In 1977 Subaru started importing a car-based trucklet it called the Brat, for Bi-drive Recreational All-terrain Transporter. We called it the "littlest RV'' when we drove it that summer, adding that it was the answer to a question no one had asked. Subaru of America co-founder Harvey Lamm snatched the first one off the boat and went to work outfitting the car in an eccentric manner-CB, antennae and all.
As it turns out, '77 would be a watershed year for Subaru, and Lamm had a front-row seat. When SOA had listed on the Philadelphia Stock Exchange in 1968, Lamm, along with Malcolm Bricklin, convinced banks to lend them $100,000 to buoy the IPO. Once they secured funding, hundreds of Beetle-like 360s developed by Fuji Heavy Industries started coming Stateside. A year later, the more legitimate FF-100 joined the fleet.
Bricklin left the struggling SOA in 1971, but Lamm stayed on, swelling annual sales nearly 500 percent over six years.
Lamm's Brat is nothing short of a rolling demonstration of a quirky tenacity that has followed Subaru into present-day automobiledom.
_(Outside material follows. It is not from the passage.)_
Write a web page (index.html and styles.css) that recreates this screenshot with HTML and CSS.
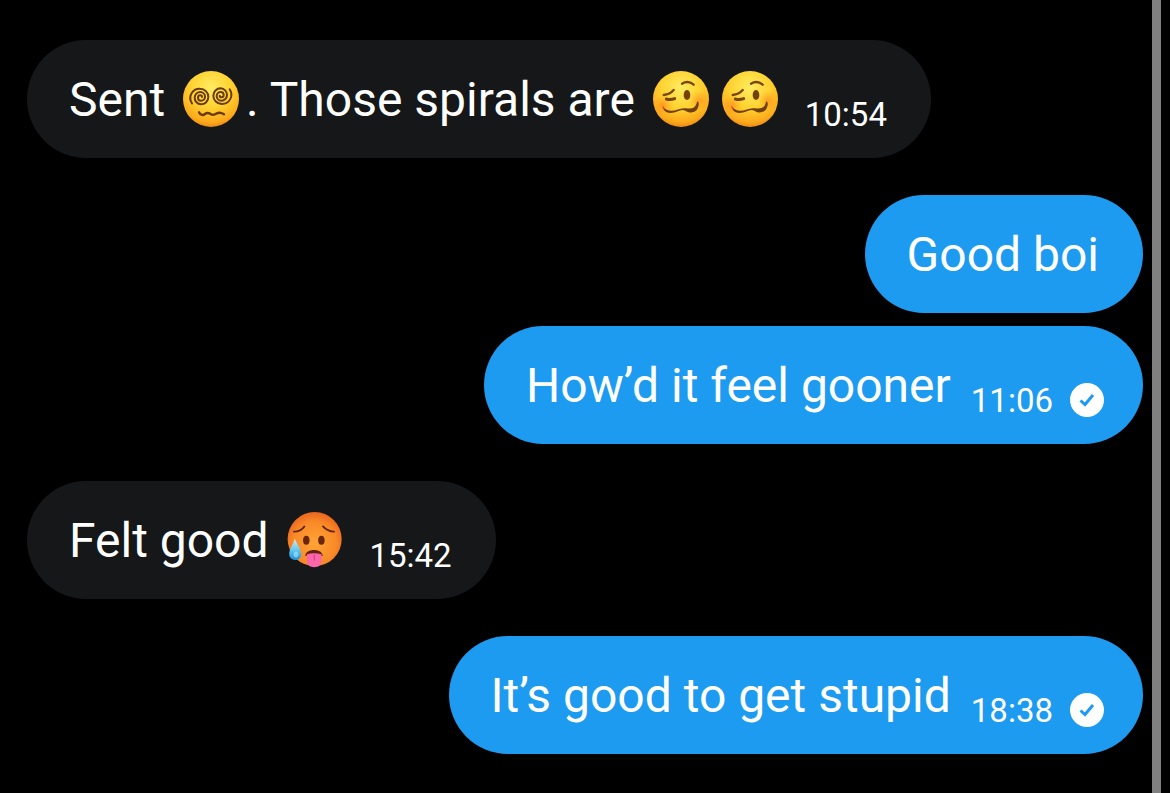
FILE: index.html
```
<!DOCTYPE html>
<html lang="en">
<head>
<meta charset="utf-8">
<meta name="viewport" content="width=device-width, initial-scale=1">
<title>Messages</title>
<link rel="stylesheet" href="styles.css">
</head>
<body>
<svg class="defs" aria-hidden="true">
  <defs>
    <radialGradient id="yellow" cx="50%" cy="30%" r="72%">
      <stop offset="0" stop-color="#ffec62"/>
      <stop offset=".5" stop-color="#ffd230"/>
      <stop offset=".85" stop-color="#fcaa1c"/>
      <stop offset="1" stop-color="#e98412"/>
    </radialGradient>
    <radialGradient id="orange" cx="50%" cy="58%" r="66%">
      <stop offset="0" stop-color="#ffa436"/>
      <stop offset=".6" stop-color="#f98a28"/>
      <stop offset="1" stop-color="#e4551a"/>
    </radialGradient>
    <radialGradient id="blush">
      <stop offset="0" stop-color="#ff6a16" stop-opacity=".45"/>
      <stop offset="1" stop-color="#ff7a16" stop-opacity="0"/>
    </radialGradient>
    <linearGradient id="drop" x1="0" y1="0" x2="0" y2="1">
      <stop offset="0" stop-color="#d3f2fa"/>
      <stop offset=".55" stop-color="#62c5f0"/>
      <stop offset="1" stop-color="#1e8fdb"/>
    </linearGradient>
    <symbol id="dizzy" viewBox="0 0 168 168">
      <circle cx="84" cy="84" r="84" fill="url(#yellow)"/>
      <g fill="none" stroke="#6b3a08" stroke-width="6" stroke-linecap="round">
        <path id="spiral" d="M27 97A28 28 0 0 1 51 53A25 25 0 0 1 76 78A22 22 0 0 1 54 100A20 20 0 0 1 35 80A17 17 0 0 1 52 63A14 14 0 0 1 66 77A12 12 0 0 1 54 89A9 9 0 0 1 45 80A7 7 0 0 1 52 73A5 5 0 0 1 57 78"/>
        <use href="#spiral" transform="rotate(180 83.500 76)"/>
        <path stroke-width="7" d="M48 124C53 133 60 134 66 129C72 124 78 126 84 130C90 134 96 131 102 127C110 123 115 125 123 130"/>
      </g>
    </symbol>
    <symbol id="woozy" viewBox="0 0 168 168">
      <circle cx="84" cy="84" r="84" fill="url(#yellow)"/>
      <circle cx="30" cy="102" r="30" fill="url(#blush)"/>
      <circle cx="138" cy="88" r="30" fill="url(#blush)"/>
      <g fill="none" stroke="#7a4708" stroke-linecap="round" stroke-linejoin="round">
        <path stroke-width="7" d="M32 72Q51 70 62 57M87 38Q105 27 122 41"/>
        <path stroke-width="9" d="M40 84Q52 88 65 83"/>
      </g>
      <ellipse cx="102" cy="72" rx="10" ry="15" fill="#754205"/>
      <path fill="#70400a" d="M29 106Q36 118 52 119C71 120 81 109 99 112C119 115 129 109 132 92Q138 90 137 102C134 126 111 129 97 119C82 112 72 127 50 126Q31 124 29 106Z"/>
      <path fill="none" stroke="#d84b1a" stroke-width="4" stroke-linecap="round" d="M30 108L33 113"/>
    </symbol>
    <symbol id="hot" viewBox="0 0 168 174">
      <circle cx="86" cy="84" r="84" fill="url(#orange)"/>
      <g fill="none" stroke="#65270a" stroke-width="6" stroke-linecap="round">
        <path d="M22 61Q43 61 54 45M112 45Q126 61 146 61"/>
      </g>
      <ellipse cx="60" cy="88" rx="10" ry="14" fill="#69260b"/>
      <ellipse cx="107" cy="88" rx="10" ry="14" fill="#69260b"/>
      <path fill="#64220b" d="M57 137C57 112 111 112 111 137Q84 128 57 137Z"/>
      <path fill="#fa65ac" d="M62 131Q84 125 107 131V151Q106 172 85 172Q63 172 62 151Z"/>
      <path fill="none" stroke="#df438d" stroke-width="4" stroke-linecap="round" d="M85 134V149"/>
      <path fill="url(#drop)" d="M24 83C33 102 44 117 44 131C44 143 36 149 26 149C14 149 7 141 7 130C7 115 20 102 24 83Z"/>
      <ellipse cx="28" cy="132" rx="7" ry="9" fill="#b6edfa" opacity=".55"/>
    </symbol>
    <symbol id="delivered" viewBox="0 0 34 34">
      <circle cx="17" cy="17" r="17" fill="#fff"/>
      <path fill="none" stroke="#1d9bf0" stroke-width="3" d="M10.500 17.500L15 21.500L23 12"/>
    </symbol>
  </defs>
</svg>
<div class="screen">
  <main class="chat">
    <section class="group received">
      <div class="bubble">
        <p class="text">Sent <svg class="emoji" role="img" aria-label="Face with spiral eyes"><use href="#dizzy"/></svg>. Those spirals are <svg class="emoji" role="img" aria-label="Woozy face"><use href="#woozy"/></svg><svg class="emoji" role="img" aria-label="Woozy face"><use href="#woozy"/></svg></p>
        <time class="time">10:54</time>
      </div>
    </section>
    <section class="group sent">
      <div class="bubble"><p class="text">Good boi</p></div>
      <div class="bubble with-status">
        <p class="text">How’d it feel gooner</p>
        <time class="time">11:06</time>
        <svg class="status" role="img" aria-label="Delivered"><use href="#delivered"/></svg>
      </div>
    </section>
    <section class="group received">
      <div class="bubble">
        <p class="text">Felt good <svg class="emoji" role="img" aria-label="Hot face"><use href="#hot"/></svg></p>
        <time class="time">15:42</time>
      </div>
    </section>
    <section class="group sent">
      <div class="bubble with-status">
        <p class="text">It’s good to get stupid</p>
        <time class="time">18:38</time>
        <svg class="status" role="img" aria-label="Delivered"><use href="#delivered"/></svg>
      </div>
    </section>
  </main>
  <div class="rail"></div>
</div>
</body>
</html>
```
FILE: styles.css
```
* { box-sizing: border-box; }
body {
  margin: 0;
  background: #000;
  color: #fff;
  font-family: Roboto, "Liberation Sans", sans-serif;
}
.defs { position: absolute; width: 0; height: 0; }
.screen { display: flex; min-height: 100vh; }
.chat {
  flex: 1;
  display: flex;
  flex-direction: column;
  gap: 37px;
  padding: 40px 9px 39px 27px;
}
.rail { width: 9px; margin-right: 9px; background: #808080; }
.group { display: flex; flex-direction: column; gap: 13px; }
.received { align-items: flex-start; }
.sent { align-items: flex-end; }
.bubble {
  display: flex;
  align-items: flex-end;
  padding: 31px 44px 29px 42px;
  border-radius: 59px;
}
.received .bubble { background: #151719; }
.sent .bubble { background: #1d9bf0; }
.sent .with-status { padding-right: 39px; }
.text { margin: 0; font-size: 48px; line-height: 58px; }
.emoji {
  width: 56px;
  height: 56px;
  margin: -8px 7px -8px 6px;
  vertical-align: -3px;
}
.time { margin: 0 0 -6px 20px; font-size: 33px; line-height: 40px; }
.status { width: 34px; height: 34px; margin: 0 0 -2px 17px; }
```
Sporting a rudimentary version of Subaru's all-wheel drivetrain, which earned it the Fuji engineer-assigned nickname "Bastard,'' the car would help legitimize four-wheel-drive technology beyond the realm of heavy trucks. A shifter mounted to the right of the four-speed manual stalk let drivers switch on the fly, and a niche beachcomber/mudslinger was born.
The Brat came to America at a time when the chicken tax, enacted to counteract Europe's levy on imported poultry, was blocking importers from selling high volumes of pickups. Importers shipped trucks to U.S. docks in two pieces, then slapped them together on shore. Subaru got around the tax by bolting a pair of rubber seats into the bed of what was a farming truck in Japan, then called it a car, er, Brat. It went for $4,900, at ...
Source: HighBeam Research, TRICKEST TRUCKLET AROUND.(Escape Roads)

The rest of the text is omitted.